Q: Do you remember the name of the person who was in charge of the deportation process?
A: I don’t remember. They did tell me the name, but I don’t remember. The other thing I said to them at the airport was ‘Do you deport many foreigners?’ And one of them smiled, and said, ‘yes’. And I said ‘Do you enjoy working for a government that treats the people in this way?’ And this guy said, ‘I enjoy my job’. That’s all he said. I said, ‘Do you think my deportation is justified? Do you think it is fair to deport me because I wrote a book?’ And he said, ‘I have not read your book, and I am only following my orders’. Then he asked ‘Do you have a copy of your book with you?” And I said, ‘No. Of course, I don’t have it now. But if you give me your address, I’ll send it to you.’ He did not give his address.
Q: Did you feel embarrassed or intimated at the airport surrounded by police and people looking at you?
A: Yes, of course, it is not a pleasant thing to go through both a hotel and the airport to a certain extent. Within myself, I was not sure of what was going to happen. I tried to be very calm and to be cooperative and polite and non-confrontational. But at the same time, I also raised some of those questions that I described. I would say that the atmosphere was not too hostile. Of course it was not a pleasant experience, but they did not treat me badly given the circumstances.
Q: You mentioned that you went as a tourist. So, your visa was a tourist visa. Right?
Q: I understand this is not the first time that you visited Burma. How did they notice you? You are sure that they deported you because of your book on Than Shwe?
A: I am sure the reason they deported me was because of the book on Than Shwe. I am not going to speculate on how they found me.
Q: Were you banned from entering the country?
A: In the passport, it said ‘deportee’. They stamped it on the page where my visa was issued. They did not issue me any formal written instruction that I was being banned. But one of them said to me personally that he thought I would have no chance of coming back to Burma. But that was not written officially.
Q: Are you surprised that you were deported?
A: On one level, I was not surprised because I knew that there was a risk of having this happen, after writing not just the book on Than Shwe but also other books and articles and being very active in the campaign for Burma. But it comes when you don’t expect it. And the event itself was a surprise in terms of it actually happening. I guess I was quite surprised that I was able to get another visa to enter the country, and I was sad that I was so close to completing my visit. I had spent one week there and had no problem and just on the last night they caught me. That was frustrating because I nearly made it.
Q: Why did you go to Burma this time?
A: I went there to learn about the current situation.
Q: How many times you have been to Burma?
A: All I would say is I have been there several times.
Q: How about the (British) embassy in Rangoon? Did it offer any assistance during the deportation process?
A: No. They did not, and I did not request their assistance.
Q: How did the media find out about this without you first informing the media?

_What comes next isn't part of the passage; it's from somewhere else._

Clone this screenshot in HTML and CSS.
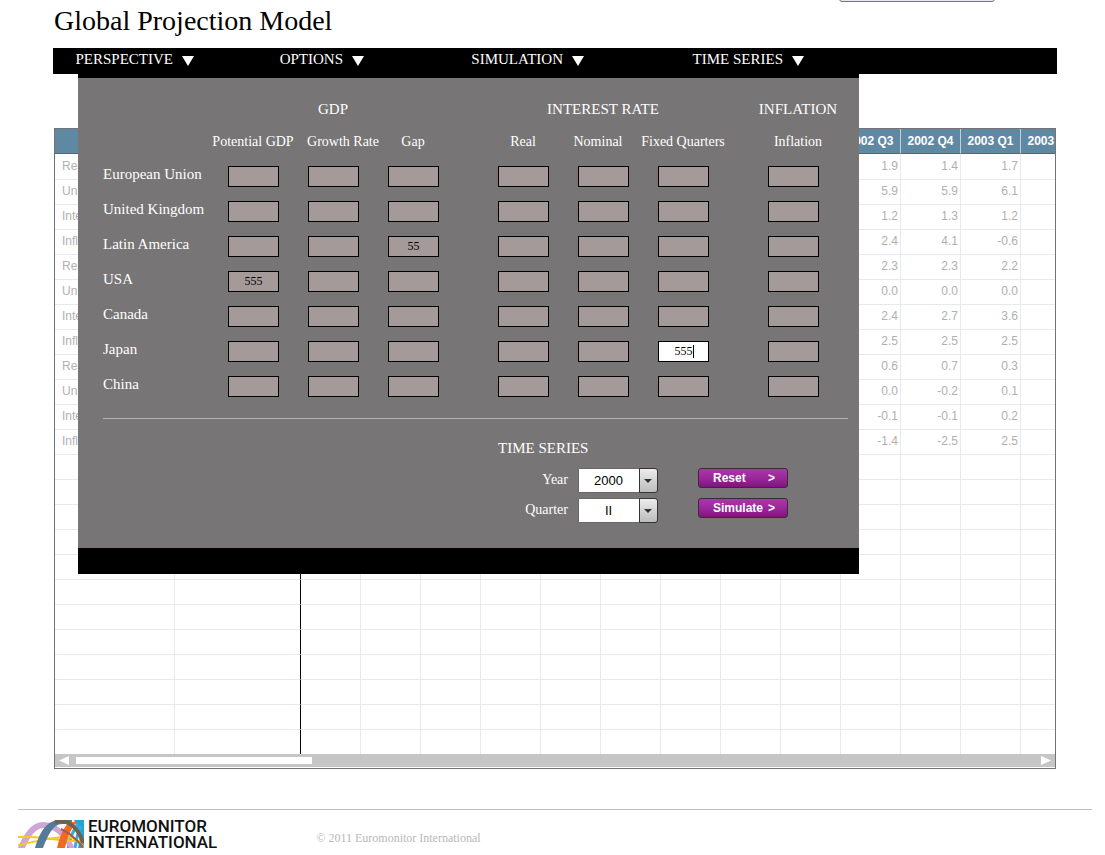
FILE: index.html
```html
<!DOCTYPE html>
<html lang="en">
<head>
<meta charset="utf-8">
<title>Global Projection Model</title>
<link rel="stylesheet" href="styles.css">
</head>
<body>
<div class="top-strip"><div class="top-tab"></div></div>
<main class="page">
  <h1 class="title">Global Projection Model</h1>

  <nav class="menu">
    <button class="menu-item menu-item-first" type="button">PERSPECTIVE <svg class="arrow" viewBox="0 0 12 10"><path d="M0 0H12L6 10Z"/></svg></button>
    <button class="menu-item menu-item-second" type="button">OPTIONS <svg class="arrow" viewBox="0 0 12 10"><path d="M0 0H12L6 10Z"/></svg></button>
    <button class="menu-item" type="button">SIMULATION <svg class="arrow" viewBox="0 0 12 10"><path d="M0 0H12L6 10Z"/></svg></button>
    <button class="menu-item" type="button">TIME SERIES <svg class="arrow" viewBox="0 0 12 10"><path d="M0 0H12L6 10Z"/></svg></button>

    <form class="panel">
      <div class="groups">
        <span class="group-gdp">GDP</span>
        <span class="group-rate">INTEREST RATE</span>
        <span class="group-inflation">INFLATION</span>
      </div>
      <div class="heads">
        <span class="head-first" id="c1">Potential GDP</span>
        <span id="c2">Growth Rate</span>
        <span id="c3">Gap</span>
        <span class="head-real" id="c4">Real</span>
        <span id="c5">Nominal</span>
        <span id="c6">Fixed Quarters</span>
        <span class="head-inflation" id="c7">Inflation</span>
      </div>
      <div class="fields" id="fields"></div>
      <hr class="divider">
      <div class="series">
        <h2 class="series-title">TIME SERIES</h2>
        <label class="series-label" for="year">Year</label>
        <span class="combo"><select class="combo-select" id="year"><option>2000</option></select></span>
        <button class="action" type="button"><span>Reset</span><span>&gt;</span></button>
        <label class="series-label" for="quarter">Quarter</label>
        <span class="combo"><select class="combo-select" id="quarter"><option>II</option></select></span>
        <button class="action" type="button"><span>Simulate</span><span>&gt;</span></button>
      </div>
    </form>
  </nav>

  <section class="grid-box">
    <div class="grid-view">
      <table class="data">
        <colgroup id="cols"><col class="col-name"><col class="col-region"></colgroup>
        <thead><tr id="head"></tr></thead>
        <tbody id="body"></tbody>
      </table>
    </div>
    <div class="scroll">
      <svg class="scroll-arrow" viewBox="0 0 10 9"><path d="M10 0V9L0 4.5Z"/></svg>
      <div class="track"><div class="thumb"></div></div>
      <svg class="scroll-arrow" viewBox="0 0 10 9"><path d="M0 0V9L10 4.5Z"/></svg>
    </div>
  </section>
</main>

<footer class="footer">
  <div class="logo">
    <svg class="logo-mark" viewBox="0 0 66 28">
      <path d="M56 0H66V28H60L62 16Z" fill="#1fa6d6"/>
      <path d="M50 29C52 18 55 10 60 4M57 29C58 20 60 12 63 6" stroke="#2fb0dc" stroke-width="3" fill="none"/>
      <path d="M0 28C6 13 14 2 25 2C39 2 49 13 57 28H51C44 16 36 8 26 8C17 8 12 17 7 28Z" fill="#cfa6d4"/>
      <path d="M0 17C22 15 38 22 66 21M0 25C18 22 30 17 50 17C58 18 62 22 66 27" stroke="#f6cc12" stroke-width="2" fill="none"/>
      <path d="M17 28C21 15 27 0 42 0H54V4H44C35 4 30 15 25 28Z" fill="#557a9a"/>
      <path d="M39 28C42 16 46 6 52 2H59C53 8 49 18 47 28Z" fill="#f26a21"/>
      <path d="M37 2C49 -1 60 6 65 23" stroke="#70604c" stroke-width="4" fill="none"/>
      <path d="M43 9C52 13 59 20 65 27" stroke="#a45a50" stroke-width="2" fill="none"/>
    </svg>
    <div class="logo-text">EUROMONITOR<br>INTERNATIONAL</div>
  </div>
  <p class="copyright">© 2011 Euromonitor International</p>
</footer>
<script src="app.js"></script>
</body>
</html>
```
FILE: styles.css
```css
*, *::before, *::after { box-sizing: border-box; }

body {
  margin: 0;
  background: #fff;
  color: #000;
  font-family: "Liberation Serif", "Times New Roman", serif;
}

button, select, input { font: inherit; margin: 0; }

.top-strip {
  display: flex;
  align-items: flex-end;
  justify-content: flex-end;
  height: 2px;
  padding-right: 110px;
  overflow: hidden;
}

.top-tab {
  flex: none;
  width: 156px;
  height: 20px;
  border: 1px solid #76767e;
  border-radius: 3px;
  background: #e6e6f2;
}

.page { padding: 0 48px 0 53px; }

.title {
  margin: 0;
  padding: 1px 0 9px 1px;
  font-size: 28px;
  font-weight: 400;
  line-height: 36px;
}

/* Menu bar and open panel */
.menu {
  position: relative;
  display: flex;
  height: 26px;
  background: #000;
}

.menu-item {
  display: flex;
  align-items: center;
  justify-content: flex-end;
  gap: 9px;
  width: 220px;
  padding: 0 0 4px;
  border: 0;
  background: none;
  color: #fff;
  font-size: 15px;
}

.menu-item-first { width: 141px; }
.menu-item-second { width: 170px; }

.arrow {
  width: 12px;
  height: 10px;
  margin-top: 3px;
  fill: #fff;
}

.panel {
  position: absolute;
  top: 26px;
  left: 25px;
  z-index: 1;
  width: 781px;
  padding: 21px 11px 25px 25px;
  border-top: 4px solid #000;
  border-bottom: 26px solid #000;
  background: #777575;
  color: #fff;
  font-size: 15px;
  line-height: 20px;
}

.groups {
  display: grid;
  grid-template-columns: 110px 240px 30px 240px 30px 90px;
  justify-items: center;
  white-space: nowrap;
}

.group-gdp { grid-column: 2; }
.group-rate { grid-column: 4; }
.group-inflation { grid-column: 6; }

.heads {
  display: grid;
  grid-template-columns: 110px 80px 100px 40px 50px 80px 70px 100px 25px 80px;
  justify-items: center;
  padding: 13px 0 14px;
  font-size: 14px;
  white-space: nowrap;
}

.head-first { grid-column: 2; }
.head-real { grid-column: 6; }
.head-inflation { grid-column: 10; }

.fields {
  display: grid;
  grid-template-columns: 110px 80px 80px 110px 80px 80px 110px 80px;
  row-gap: 14px;
}

.region { line-height: 17px; white-space: nowrap; }

.field {
  position: relative;
  height: 21px;
  padding-left: 15px;
}

.field-input {
  display: block;
  width: 51px;
  height: 21px;
  padding: 0;
  border: 1px solid #000;
  border-radius: 0;
  background: #a39a99;
  color: #000;
  font-size: 12px;
  text-align: center;
}

.field-active .field-input { background: #fff; }

/* Text cursor of the field being edited */
.field-active::after {
  content: "";
  position: absolute;
  top: 4px;
  left: 50px;
  width: 1px;
  height: 13px;
  background: #000;
}

.divider {
  height: 1px;
  margin: 21px 0 19px;
  border: 0;
  background: #b4b2b2;
}

.series {
  display: grid;
  grid-template-columns: 70px 80px 90px;
  column-gap: 10px;
  row-gap: 5px;
  padding-left: 395px;
}

.series-title {
  grid-column: 1 / -1;
  margin: 0 0 5px;
  font-size: 15px;
  font-weight: 400;
}

.series-label {
  padding-top: 2px;
  font-size: 14px;
  text-align: right;
}

.combo { position: relative; height: 25px; }

.combo-select {
  display: block;
  width: 100%;
  height: 25px;
  padding: 0 19px 0 0;
  border: 1px solid #6a6868;
  border-radius: 0 3px 3px 0;
  appearance: none;
  background: #fff;
  color: #000;
  font-family: "Liberation Sans", Arial, sans-serif;
  font-size: 13px;
  text-align-last: center;
}

.combo::before {
  content: "";
  position: absolute;
  top: 0;
  right: 0;
  width: 19px;
  height: 25px;
  border: 1px solid #333;
  border-radius: 0 3px 3px 0;
  background: linear-gradient(#ececec, #bcbcbc);
  pointer-events: none;
}

.combo::after {
  content: "";
  position: absolute;
  top: 11px;
  right: 6px;
  border: 4px solid transparent;
  border-top-color: #333;
  border-bottom: 0;
  pointer-events: none;
}

.action {
  display: flex;
  align-items: center;
  justify-content: space-between;
  width: 90px;
  height: 20px;
  margin-left: 30px;
  padding: 0 12px 1px 14px;
  border: 1px solid #3a2a3a;
  border-radius: 3px;
  background: linear-gradient(#ad36ad, #9b289b 50%, #7d157d);
  color: #fff;
  font: bold 12px "Liberation Sans", Arial, sans-serif;
}

/* Data grid */
.grid-box {
  margin: 54px 1px 0;
  padding-bottom: 1px;
  border: 1px solid #737375;
}

.grid-view {
  height: 625px;
  overflow: hidden;
}

.data {
  width: 1026px;
  border-collapse: separate;
  border-spacing: 0;
  table-layout: fixed;
  font: 12px "Liberation Sans", Arial, sans-serif;
  color: #b0b0b0;
}

.col-name { width: 120px; }
.col-region { width: 126px; }

.data th {
  height: 25px;
  padding: 0;
  border-right: 1px solid #c3ced5;
  border-bottom: 1px solid #5c6469;
  background: #5f89a3;
  color: #fff;
  font-weight: 700;
  white-space: nowrap;
}

.data td {
  height: 25px;
  padding: 0 2px 2px 0;
  border-right: 1px solid #e6eaee;
  border-bottom: 1px solid #e6eaee;
  text-align: right;
  white-space: nowrap;
  overflow: hidden;
}

.data tr:first-child td { height: 26px; }
.data td:first-child { padding-left: 7px; text-align: left; }
.data td:nth-child(2) { border-right-color: #000; }

.scroll {
  display: flex;
  align-items: center;
  gap: 7px;
  height: 13px;
  padding: 0 4px;
  background: #c6c6c6;
}

.scroll-arrow {
  flex: none;
  width: 10px;
  height: 9px;
  fill: #fff;
}

.track { flex: 1; padding-right: 16px; }

.thumb {
  width: 25%;
  height: 7px;
  background: #fff;
}

/* Footer */
.footer {
  display: flex;
  gap: 99px;
  margin: 40px 13px 0 18px;
  padding-top: 10px;
  border-top: 1px solid #bfbfbf;
}

.logo { display: flex; gap: 4px; }
.logo-mark { width: 66px; height: 28px; }

.logo-text {
  font: 500 17px/16px Roboto, sans-serif;
  color: #111;
  height: 30px;
  margin-top: -2px;
}

.copyright {
  margin: 10px 0 0;
  color: #b8b8b8;
  font-size: 12px;
  line-height: 16px;
}
```
FILE: app.js
```js
const regions = ["European Union", "United Kingdom", "Latin America", "USA", "Canada", "Japan", "China"];
const entered = { "2-3": "55", "3-1": "555", "5-6": "555" };
const active = "5-6";

document.getElementById("fields").innerHTML = regions.map((name, r) => {
  let html = `<span class="region" id="r${r}">${name}</span>`;
  for (let c = 1; c <= 7; c++) {
    const key = `${r}-${c}`;
    html += `<span class="field${key === active ? " field-active" : ""}">` +
      `<input class="field-input" type="text" aria-labelledby="r${r} c${c}" value="${entered[key] || ""}"></span>`;
  }
  return html;
}).join("");

const quarterCount = 13;
const firstShown = 9;
const quarters = ["2002 Q3", "2002 Q4", "2003 Q1", "2003 Q2"];
const names = ["Real", "Un.", "Inter.", "Infl."];
const values = [
  ["1.9", "1.4", "1.7"], ["5.9", "5.9", "6.1"], ["1.2", "1.3", "1.2"], ["2.4", "4.1", "-0.6"],
  ["2.3", "2.3", "2.2"], ["0.0", "0.0", "0.0"], ["2.4", "2.7", "3.6"], ["2.5", "2.5", "2.5"],
  ["0.6", "0.7", "0.3"], ["0.0", "-0.2", "0.1"], ["-0.1", "-0.1", "0.2"], ["-1.4", "-2.5", "2.5"]
];
const rowCount = 24;

document.getElementById("cols").insertAdjacentHTML("beforeend", "<col>".repeat(quarterCount));

let head = "<th></th><th></th>";
for (let q = 0; q < quarterCount; q++) head += `<th>${quarters[q - firstShown] || ""}</th>`;
document.getElementById("head").innerHTML = head;

let body = "";
for (let r = 0; r < rowCount; r++) {
  const row = values[r] || [];
  body += `<tr><td>${row.length ? names[r % 4] : ""}</td><td></td>`;
  for (let q = 0; q < quarterCount; q++) body += `<td>${row[q - firstShown] || ""}</td>`;
  body += "</tr>";
}
document.getElementById("body").innerHTML = body;
```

A: I really don’t know. One thing I really want to emphasis is that I would have preferred to have stayed low-profile in regard to the deportation and I certainly did not seek publicity about this and I am surprised that the media picked up on it so quickly within a just few hours of my deportation. But once I knew media was reporting it, I decided to speak about it to clarify and avoid any inaccuracy or any rumours or misunderstanding. But I did not initiate the publicity, and I was surprised that there was publicity so quickly.
Q: How did you first get interested in Burma? And what are you doing now on Burma?
A: I first became interested in Burma more than 12 or 13 years ago. Actually more than that. I became involved in the work of Christian Solidarity Worldwide when I was a university student in 1994. So, that was 17 years ago. At that time I was not directly involved in Burma but CSW was working on Burma and so I became aware of Burma back in 1994. But my first active involvement in Burma was around 1997 when I was living in Hong Kong and I started to become more and more involved with Burma and started to travel first to the Thailand-Burma border. My first contact with people and issues in Burma was with Karen and Karenni ethnic groups. Over the years since that time, I traveled many times to the other borders – the Chin people on the Indian border, the Kachin people on the China border and the Rakhine and Rohingya on the Bangladesh border as well as the Shan and Mon and of course continuing to see the Karen and Karenni. And also becoming very involved and supportive and connected with the democracy movement both in-country and in exile. So, over the years my involvement had broadened to see Burma as a whole. The issue of ethnic nationalities and the democracy movement and trying to work and support all the people of Burma. In terms of my activities, primarily I am an activist with Christian Solidarity Worldwide and so my activities involve international advocacy and documenting the human rights violations occurring in the country and briefing policy makers and media and the general public on the general situation in Burma and trying to advocate for the international community to play a strong part in support of the people of Burma in their struggle for democracy and human rights. In addition to that, I do a lot of writing. I write Op-Eds and articles, and I have written two books and I just finished writing another book which will be published this year.
Q: Beside this book on Than Shwe, what are the other two books?
A: My first book was published in 2004. It was focused on the Karen. It was called ‘A Land without Evil’. My new book, which will be published later this year, is called, ‘Burma: A Captive Nation’. It focuses on the overall situation trying to piece together the story of Burma’s struggle for freedom looking at the democracy movement and ethnic nationalities along all the borders and also looking at the international response to the situation, with also some historical context.
Q: Do you think or did you see any evidence that people in Burma are aware of your book on Than Shwe?
A: Yes, there are certainly some people who are aware of the book both in the regime–that’s why they deported me–but also among other people as well.
Q: You said you did not notice any change in Burma when you visited there this time. How about the people you met? Did they think the same thing?
A: Yes they did. Interesting thing about the people I met. Everybody I met without exception expressed the same view that nothing has changed. People whom I met came from quite a broad variety of backgrounds, but they all have a common view that nothing has changed.